Set problem: State how many lines in these records contain the word "React", and nothing else.

Data items
>>>

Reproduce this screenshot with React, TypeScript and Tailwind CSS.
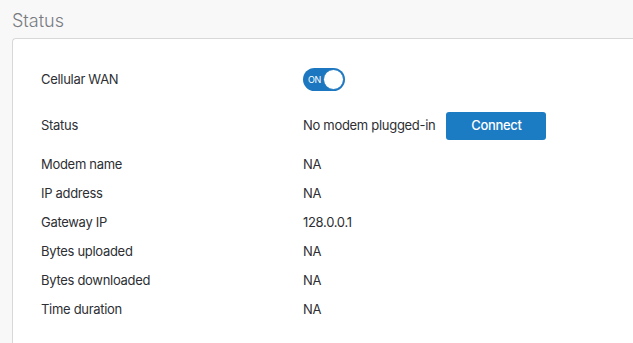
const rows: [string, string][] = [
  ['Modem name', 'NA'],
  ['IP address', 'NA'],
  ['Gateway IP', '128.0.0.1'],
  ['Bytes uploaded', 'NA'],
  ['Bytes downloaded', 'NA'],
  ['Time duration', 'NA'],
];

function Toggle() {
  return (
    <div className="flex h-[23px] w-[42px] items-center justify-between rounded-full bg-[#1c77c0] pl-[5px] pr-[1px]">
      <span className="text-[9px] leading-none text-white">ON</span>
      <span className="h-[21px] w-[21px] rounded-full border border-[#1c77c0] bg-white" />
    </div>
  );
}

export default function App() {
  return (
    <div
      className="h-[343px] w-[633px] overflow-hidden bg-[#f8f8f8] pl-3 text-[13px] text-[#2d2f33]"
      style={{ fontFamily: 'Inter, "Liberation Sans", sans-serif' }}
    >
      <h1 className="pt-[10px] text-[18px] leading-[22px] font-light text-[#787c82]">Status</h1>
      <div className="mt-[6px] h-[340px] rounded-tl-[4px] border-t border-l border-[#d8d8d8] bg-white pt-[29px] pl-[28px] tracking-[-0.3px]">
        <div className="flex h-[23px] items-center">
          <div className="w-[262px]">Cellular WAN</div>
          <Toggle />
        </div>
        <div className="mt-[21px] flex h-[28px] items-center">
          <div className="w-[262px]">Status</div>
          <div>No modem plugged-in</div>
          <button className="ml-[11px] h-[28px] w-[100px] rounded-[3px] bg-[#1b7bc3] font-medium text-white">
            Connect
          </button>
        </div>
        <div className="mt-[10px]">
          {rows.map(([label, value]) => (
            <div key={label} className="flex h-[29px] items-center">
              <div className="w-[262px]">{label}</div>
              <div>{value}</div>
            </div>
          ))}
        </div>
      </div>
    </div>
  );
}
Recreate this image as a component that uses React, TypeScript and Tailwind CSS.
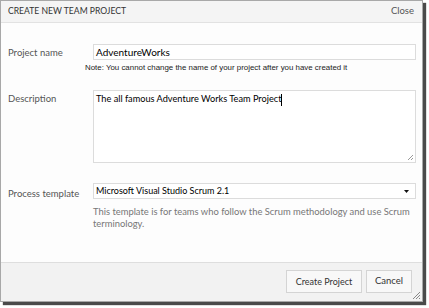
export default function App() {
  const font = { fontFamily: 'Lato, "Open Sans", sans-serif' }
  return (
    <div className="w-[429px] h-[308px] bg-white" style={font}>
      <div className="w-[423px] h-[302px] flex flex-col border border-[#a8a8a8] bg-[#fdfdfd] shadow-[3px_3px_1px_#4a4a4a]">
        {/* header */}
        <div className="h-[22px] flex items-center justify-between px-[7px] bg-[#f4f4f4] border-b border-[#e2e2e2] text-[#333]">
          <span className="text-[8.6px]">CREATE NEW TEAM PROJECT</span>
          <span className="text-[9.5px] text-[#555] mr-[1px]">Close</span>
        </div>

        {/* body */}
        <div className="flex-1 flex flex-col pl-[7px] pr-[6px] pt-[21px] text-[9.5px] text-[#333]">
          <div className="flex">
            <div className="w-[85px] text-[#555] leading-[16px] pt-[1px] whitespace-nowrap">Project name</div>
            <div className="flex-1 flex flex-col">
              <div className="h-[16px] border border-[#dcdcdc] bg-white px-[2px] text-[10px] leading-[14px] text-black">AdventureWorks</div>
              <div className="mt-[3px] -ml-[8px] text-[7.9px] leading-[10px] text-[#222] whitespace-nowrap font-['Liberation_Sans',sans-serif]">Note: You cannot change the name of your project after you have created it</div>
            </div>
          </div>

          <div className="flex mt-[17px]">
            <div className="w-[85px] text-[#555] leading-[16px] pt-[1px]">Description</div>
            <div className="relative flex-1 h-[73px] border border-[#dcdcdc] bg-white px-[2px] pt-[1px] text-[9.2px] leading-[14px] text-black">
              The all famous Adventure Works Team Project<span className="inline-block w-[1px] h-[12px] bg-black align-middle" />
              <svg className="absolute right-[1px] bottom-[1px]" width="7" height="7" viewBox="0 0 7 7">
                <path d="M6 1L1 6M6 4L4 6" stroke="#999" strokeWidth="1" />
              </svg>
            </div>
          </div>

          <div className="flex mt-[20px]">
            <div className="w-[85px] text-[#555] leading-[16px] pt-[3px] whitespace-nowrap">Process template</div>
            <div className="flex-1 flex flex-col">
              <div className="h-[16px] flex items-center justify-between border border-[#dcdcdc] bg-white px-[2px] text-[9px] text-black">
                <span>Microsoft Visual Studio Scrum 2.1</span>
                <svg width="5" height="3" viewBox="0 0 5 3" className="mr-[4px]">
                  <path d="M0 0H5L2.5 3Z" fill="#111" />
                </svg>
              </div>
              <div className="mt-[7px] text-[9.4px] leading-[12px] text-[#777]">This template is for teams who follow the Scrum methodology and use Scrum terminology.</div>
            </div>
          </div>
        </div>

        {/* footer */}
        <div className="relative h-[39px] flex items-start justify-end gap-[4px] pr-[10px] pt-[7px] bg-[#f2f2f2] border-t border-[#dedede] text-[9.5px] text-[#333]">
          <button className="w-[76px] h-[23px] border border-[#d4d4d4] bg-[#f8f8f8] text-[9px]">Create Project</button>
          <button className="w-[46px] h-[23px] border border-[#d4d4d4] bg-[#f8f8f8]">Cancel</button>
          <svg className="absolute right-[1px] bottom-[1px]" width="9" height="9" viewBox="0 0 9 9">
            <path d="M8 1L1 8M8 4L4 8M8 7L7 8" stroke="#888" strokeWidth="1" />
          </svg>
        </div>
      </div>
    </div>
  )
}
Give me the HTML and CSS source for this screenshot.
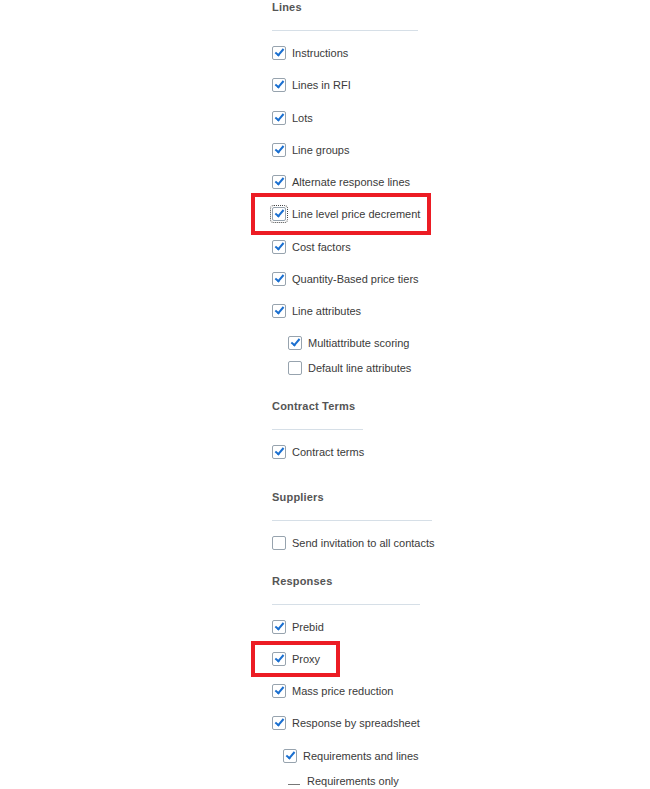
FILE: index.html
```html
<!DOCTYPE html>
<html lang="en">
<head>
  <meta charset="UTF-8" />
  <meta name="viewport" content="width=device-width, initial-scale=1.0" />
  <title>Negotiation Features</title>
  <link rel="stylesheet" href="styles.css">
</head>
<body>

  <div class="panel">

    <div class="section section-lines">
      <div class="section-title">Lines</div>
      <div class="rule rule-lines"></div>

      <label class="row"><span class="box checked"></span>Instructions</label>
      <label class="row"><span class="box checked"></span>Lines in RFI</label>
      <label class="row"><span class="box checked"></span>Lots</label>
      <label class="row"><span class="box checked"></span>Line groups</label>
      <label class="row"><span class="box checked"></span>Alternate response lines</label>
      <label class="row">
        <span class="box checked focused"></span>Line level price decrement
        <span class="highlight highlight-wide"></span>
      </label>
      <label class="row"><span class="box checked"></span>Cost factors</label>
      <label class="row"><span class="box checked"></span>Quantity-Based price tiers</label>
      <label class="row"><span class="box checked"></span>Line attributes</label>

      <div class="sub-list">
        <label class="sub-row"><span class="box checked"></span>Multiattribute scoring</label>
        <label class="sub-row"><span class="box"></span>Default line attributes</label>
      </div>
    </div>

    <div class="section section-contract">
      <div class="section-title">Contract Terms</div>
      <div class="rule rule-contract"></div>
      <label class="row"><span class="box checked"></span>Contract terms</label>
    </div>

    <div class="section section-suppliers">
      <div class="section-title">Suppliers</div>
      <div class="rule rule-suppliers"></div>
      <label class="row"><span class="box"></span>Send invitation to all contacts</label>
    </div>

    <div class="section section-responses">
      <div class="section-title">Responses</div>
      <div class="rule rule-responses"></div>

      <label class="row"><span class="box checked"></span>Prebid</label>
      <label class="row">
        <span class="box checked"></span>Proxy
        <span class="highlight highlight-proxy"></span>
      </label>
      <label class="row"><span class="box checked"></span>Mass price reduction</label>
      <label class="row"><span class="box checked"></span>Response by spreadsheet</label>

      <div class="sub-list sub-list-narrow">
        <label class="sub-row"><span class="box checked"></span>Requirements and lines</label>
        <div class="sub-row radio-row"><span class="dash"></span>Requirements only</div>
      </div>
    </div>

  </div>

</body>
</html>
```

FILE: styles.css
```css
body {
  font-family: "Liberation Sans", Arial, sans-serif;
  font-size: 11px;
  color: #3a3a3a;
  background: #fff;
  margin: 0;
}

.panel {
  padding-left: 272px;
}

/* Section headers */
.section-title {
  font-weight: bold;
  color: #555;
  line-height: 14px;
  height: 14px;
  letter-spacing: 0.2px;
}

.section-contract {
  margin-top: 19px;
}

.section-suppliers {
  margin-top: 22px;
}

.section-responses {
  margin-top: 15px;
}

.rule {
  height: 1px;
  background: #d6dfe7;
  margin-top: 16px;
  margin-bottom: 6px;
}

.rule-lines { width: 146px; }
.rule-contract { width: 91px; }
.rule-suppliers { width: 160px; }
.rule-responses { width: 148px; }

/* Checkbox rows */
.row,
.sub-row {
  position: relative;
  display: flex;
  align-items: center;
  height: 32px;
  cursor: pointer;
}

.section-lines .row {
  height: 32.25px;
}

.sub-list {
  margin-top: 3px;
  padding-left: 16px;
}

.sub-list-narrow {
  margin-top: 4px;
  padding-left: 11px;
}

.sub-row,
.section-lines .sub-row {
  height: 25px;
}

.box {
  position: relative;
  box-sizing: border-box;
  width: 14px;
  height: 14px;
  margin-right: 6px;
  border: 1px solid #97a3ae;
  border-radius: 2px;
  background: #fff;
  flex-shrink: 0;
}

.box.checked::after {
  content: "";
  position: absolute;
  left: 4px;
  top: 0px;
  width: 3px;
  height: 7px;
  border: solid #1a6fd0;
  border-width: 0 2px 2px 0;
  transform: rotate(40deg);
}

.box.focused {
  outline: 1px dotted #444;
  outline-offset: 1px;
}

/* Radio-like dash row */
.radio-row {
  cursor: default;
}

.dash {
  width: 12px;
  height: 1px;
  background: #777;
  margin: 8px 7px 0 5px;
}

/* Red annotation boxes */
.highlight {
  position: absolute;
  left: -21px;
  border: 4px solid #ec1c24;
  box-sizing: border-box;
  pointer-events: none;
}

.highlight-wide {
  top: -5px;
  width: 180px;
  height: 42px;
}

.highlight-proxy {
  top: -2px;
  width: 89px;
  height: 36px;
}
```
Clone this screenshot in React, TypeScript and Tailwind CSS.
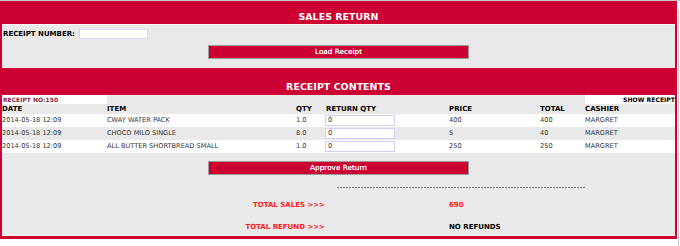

<<<

Answer: 3